До обеда возились с сараем. Сначала втащили на крышу шесть кусков такой светло-серой волокнистой штуки, которую дядя называл шифером. Потом Петька из сарая кричал, где сквозь крышу светится небо или где видны тёмные потёки, и дядька на крыше замечал эти места. Потом отдирали дырявые куски и приколачивали на их место новые. Дядька провёртывал вдоль краёв шифера аккуратные дырки, а Петька осторожно вбивал через эти дырки гвозди. Он очень гордился дядькиным доверием: ведь попади он молотком по шиферу — готово, расколется. Он даже обёртывал вокруг каждого гвоздя тряпочку, на случай, если промахнётся молотком. Потом дядька послал его вниз за варом и залепил гвозди сверху, чтобы в дырки под шляпками не затекла при дожде вода. Два раза слезали с крыши и обливались у колодца, холодной водой, чтобы не было так жарко.
— Дядя, а на работе вы с тётей что делаете? — спросил Петька, осторожно тюкая молотком по шляпке гвоздя.

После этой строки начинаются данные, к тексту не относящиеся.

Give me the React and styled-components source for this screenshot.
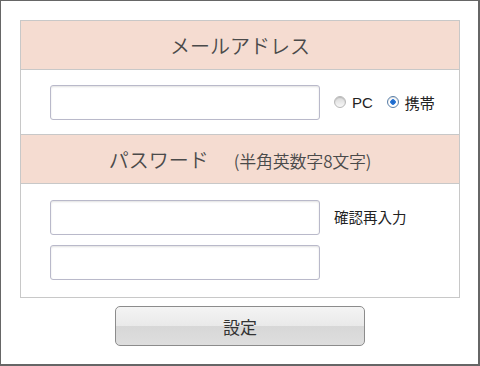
import React from "react";
import styled, { createGlobalStyle } from "styled-components";

const Global = createGlobalStyle`
  html, body { margin: 0; padding: 0; background: #fff; }
  body { font-family: "Liberation Sans", "Noto Sans CJK JP", sans-serif; }
  * { box-sizing: border-box; }
`;

const Frame = styled.div`
  width: 480px;
  height: 366px;
  border-style: solid;
  border-color: #666;
  border-width: 1px 2px 2px 1px;
  padding: 19px 0 0 19px;
  display: flex;
  flex-direction: column;
`;

const Panel = styled.div`
  width: 440px;
  border: 1px solid #c8c8c8;
  display: flex;
  flex-direction: column;
`;

const Header = styled.div`
  height: 49px;
  background: #f5dcd1;
  border-bottom: 1px solid #c8c8c8;
  display: flex;
  align-items: center;
  justify-content: center;
  gap: 25px;
  color: #4a4a4a;
  font-family: "Noto Sans CJK JP", sans-serif;
  font-weight: 350;
  font-size: 20px;
  line-height: 1;
  padding-top: 1px;
`;

const Note = styled.span`
  font-size: 17px;
  letter-spacing: -0.2px;
  padding-top: 2px;
`;

const Row = styled.div`
  display: flex;
  align-items: ${(p) => (p.$top ? "flex-start" : "center")};
  height: ${(p) => p.$h};
  padding: ${(p) => p.$pad};
  border-bottom: ${(p) => (p.$last ? "none" : "1px solid #c8c8c8")};
  gap: 14px;
`;

const Stack = styled.div`
  display: flex;
  flex-direction: column;
  gap: 10px;
`;

const Input = styled.input`
  width: 270px;
  height: 35px;
  border: 1px solid #b9b9ca;
  border-radius: 3px;
  box-shadow: inset 0 1px 2px rgba(0, 0, 0, 0.12);
  background: #fff;
  outline: none;
`;

const Radios = styled.div`
  display: flex;
  align-items: center;
  gap: 14px;
  font-size: 15px;
  color: #222;
`;

const RadioLabel = styled.label`
  display: flex;
  align-items: center;
  gap: 6px;
`;

const Dot = styled.span`
  width: 12px;
  height: 12px;
  border-radius: 50%;
  border: 1px solid ${(p) => (p.$on ? "#5a7fa8" : "#b8b8b8")};
  background: ${(p) =>
    p.$on
      ? "radial-gradient(circle at 50% 50%, #1b63c4 0, #2a78d8 2.5px, #fff 3px)"
      : "linear-gradient(#d8d8d8, #f8f8f8)"};
  box-shadow: inset 0 1px 1px rgba(0, 0, 0, 0.15);
`;

const Side = styled.span`
  font-family: "Noto Sans CJK JP", sans-serif;
  font-size: 14.5px;
  color: #222;
  padding-top: 6px;
`;

const Footer = styled.div`
  width: 440px;
  display: flex;
  justify-content: center;
  padding-top: 8px;
`;

const Button = styled.button`
  width: 250px;
  height: 40px;
  border: 1px solid #8c8c8c;
  border-radius: 5px;
  background: linear-gradient(#f4f4f4 0%, #e9e9e9 50%, #d7d7d7 50%, #dedede 100%);
  font-family: "Noto Sans CJK JP", sans-serif;
  font-size: 17px;
  color: #333;
  padding: 0;
`;

export default function App() {
  return (
    <>
      <Global />
      <Frame>
        <Panel>
          <Header>メールアドレス</Header>
          <Row $h="65px" $pad="0 0 0 29px">
            <Input type="text" />
            <Radios>
              <RadioLabel>
                <Dot />
                PC
              </RadioLabel>
              <RadioLabel>
                <Dot $on />
                携帯
              </RadioLabel>
            </Radios>
          </Row>
          <Header>
            <span>パスワード</span>
            <Note>(半角英数字8文字)</Note>
          </Header>
          <Row $top $last $pad="16px 0 17px 29px">
            <Stack>
              <Input type="password" />
              <Input type="password" />
            </Stack>
            <Side>確認再入力</Side>
          </Row>
        </Panel>
        <Footer>
          <Button>設定</Button>
        </Footer>
      </Frame>
    </>
  );
}
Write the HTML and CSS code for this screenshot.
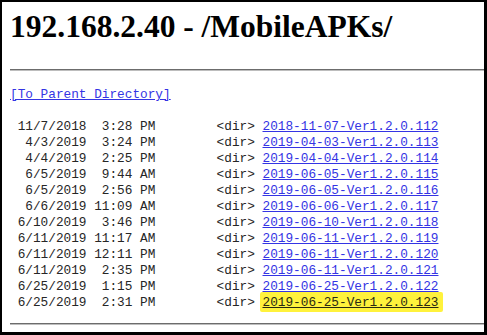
FILE: index.html
```html
<!DOCTYPE html>
<html lang="en">
<head>
    <meta charset="UTF-8">
    <title>192.168.2.40 - /MobileAPKs/</title>
    <link rel="stylesheet" href="styles.css">
</head>
<body>
    <div class="frame">
        <h1>192.168.2.40 - /MobileAPKs/</h1>
        <hr>
        <pre class="listing"><a href="#">[To Parent Directory]</a><br><br> 11/7/2018  3:28 PM        &lt;dir&gt; <a href="#">2018-11-07-Ver1.2.0.112</a><br>  4/3/2019  3:24 PM        &lt;dir&gt; <a href="#">2019-04-03-Ver1.2.0.113</a><br>  4/4/2019  2:25 PM        &lt;dir&gt; <a href="#">2019-04-04-Ver1.2.0.114</a><br>  6/5/2019  9:44 AM        &lt;dir&gt; <a href="#">2019-06-05-Ver1.2.0.115</a><br>  6/5/2019  2:56 PM        &lt;dir&gt; <a href="#">2019-06-05-Ver1.2.0.116</a><br>  6/6/2019 11:09 AM        &lt;dir&gt; <a href="#">2019-06-06-Ver1.2.0.117</a><br> 6/10/2019  3:46 PM        &lt;dir&gt; <a href="#">2019-06-10-Ver1.2.0.118</a><br> 6/11/2019 11:17 AM        &lt;dir&gt; <a href="#">2019-06-11-Ver1.2.0.119</a><br> 6/11/2019 12:11 PM        &lt;dir&gt; <a href="#">2019-06-11-Ver1.2.0.120</a><br> 6/11/2019  2:35 PM        &lt;dir&gt; <a href="#">2019-06-11-Ver1.2.0.121</a><br> 6/25/2019  1:15 PM        &lt;dir&gt; <a href="#">2019-06-25-Ver1.2.0.122</a><br> 6/25/2019  2:31 PM        &lt;dir&gt; <a href="#" class="marked">2019-06-25-Ver1.2.0.123</a><br></pre>
        <hr class="bottom">
    </div>
</body>
</html>
```

FILE: styles.css
```css
body {
    margin: 0;
    background-color: #fff;
}
.frame {
    box-sizing: border-box;
    width: 487px;
    height: 335px;
    border: solid #000;
    border-width: 2px 3px 3px 2px;
    padding-left: 8px;
    overflow: hidden;
}
h1 {
    margin: 6px 0 0;
    font-family: "Liberation Serif", serif;
    font-size: 31.5px;
    font-weight: bold;
    line-height: 37px;
    color: #000;
}
hr {
    height: 0;
    margin: 24px 0 0;
    border: 0;
    border-top: 1px solid #6c6c6c; /* inset look */
    border-bottom: 1px solid #bdbdbd;
}
hr.bottom {
    margin-top: 12px;
}
.listing {
    margin: 16px 0 0;
    font-family: "Liberation Mono", monospace;
    font-size: 12.75px;
    line-height: 16px;
    color: #262626;
}
.listing a {
    color: #3434e4;
    text-decoration: underline;
}
.listing a.marked {
    color: #2a2a12;
    background-color: #fff23c; /* highlighter */
    padding: 3px 5px 2px 3px;
    margin-left: -3px;
    border-radius: 2px;
}
```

— Разное, — отозвался дядька. — Сейчас, например, саженцы для машины отбираем, для лесопосадочной. Ей только близкие по размерам годятся. Вот и надо отбирать, чтобы её на полосе не заедало.
— А разве деревья тоже машиной сажают?
— Да.
— Ух ты! А я думал, что руками, как пенсионеры у нас во дворе. А почему машине только одинаковые саженцы нужны? Машина плохая?
— Могла бы и получше быть.
— Я вырасту, изобрету.
— Хорошее дело сделаешь.
— А какая она, машина, расскажи, ведь мне нужно знать конструкцию, чтобы не сделать такую же.
— Лучше покажу. На той неделе возьму тебя на лесопункт. Там и посмотришь. Хочешь?
— Здорово! Очень хочу. А ещё вы что делаете?
— Тётя сейчас посадки проверяет, всё ли в порядке, ровно ли сидят саженцы, хорошо ли корни присыпаны, не повреждена ли кора. Каждый смотреть нужно, а их тысячи. Жарко, пыльно, земля рыхлая. А вообще, она в «школьном» отделении, где из сеянцев саженцы выращивают… Я — когда на сеялке, когда на бульдозере, могу по плотницкой части, могу на наладке. Где надо, там и работаю.
— А Борькины отец и мать?
— Он на ремонте техники, она — повариха.
— А почему вы с тётей на такой трудной работе?
— Всякая работа нелёгкая, если не лениться. Нам нравится при лесе работать. Поглядишь потом, как мелкота эта зеленая встает, веточки расправляет — налюбоваться не можешь. А болеют — тревожишься за них.
— Как это болеют? Как люди?
— У них свои болезни. Бывает, эпидемия весь лес сводит.
— А чем болеют?
— Болезней много: фузариоз, вертициллёз, гниль. Хуже всех — гниль. Разная она бывает: когда корни ест, когда — ствол, кору. Грибы опять же. Опёнок видел на дереве когда-нибудь? Или трутовик? Такое дерево уже конченое, его не спасти: в нём грибница завелась. Она сетью под корой и на корнях разрастается, а грибы — это плоды на ней, они наружу выходят, чтобы семена-споры разбрасывать. Тут надо за другими деревьями следить, чтобы не заразились.
— Они что, заражаются друг от друга? Как ребята в классе?
— Похоже. От старого гриба споры летят по ветру, мелкие, как пыль. Попадёт такая спора в ссадину в коре — зарубку от топора или ножа, дятловую лунку — и пустит там грибницу. Ты уж по живому дереву ни топором, ни ножом не балуйся, оно ни убежать, ни ответить не может. Ну вот и кончили. Без тебя я так быстро бы не управился.
— Мужчины, пора обедать! — донёсся снизу тёткин голос, и Петька с дядькой полезли с крыши вниз.
* * *После обеда все втроём поливали огород. Петька сначала не помогал, но, увидев, как нелегко это даётся тётке и дядьке, стал доставать воду из колодца. К вечеру он так устал, что завалился спать сразу после ужина, и проснулся, когда тётка и дядька уже ушли. После вчерашней работы тело было вялое, и вставать не хотелось. Петька лежал, глядя на яркий солнечный квадрат на стене, как вдруг на нём появилась чёткая остроухая тень. Петька повернул голову и увидел в окне Серого. Поймав Петькин взгляд, пёс гавкнул.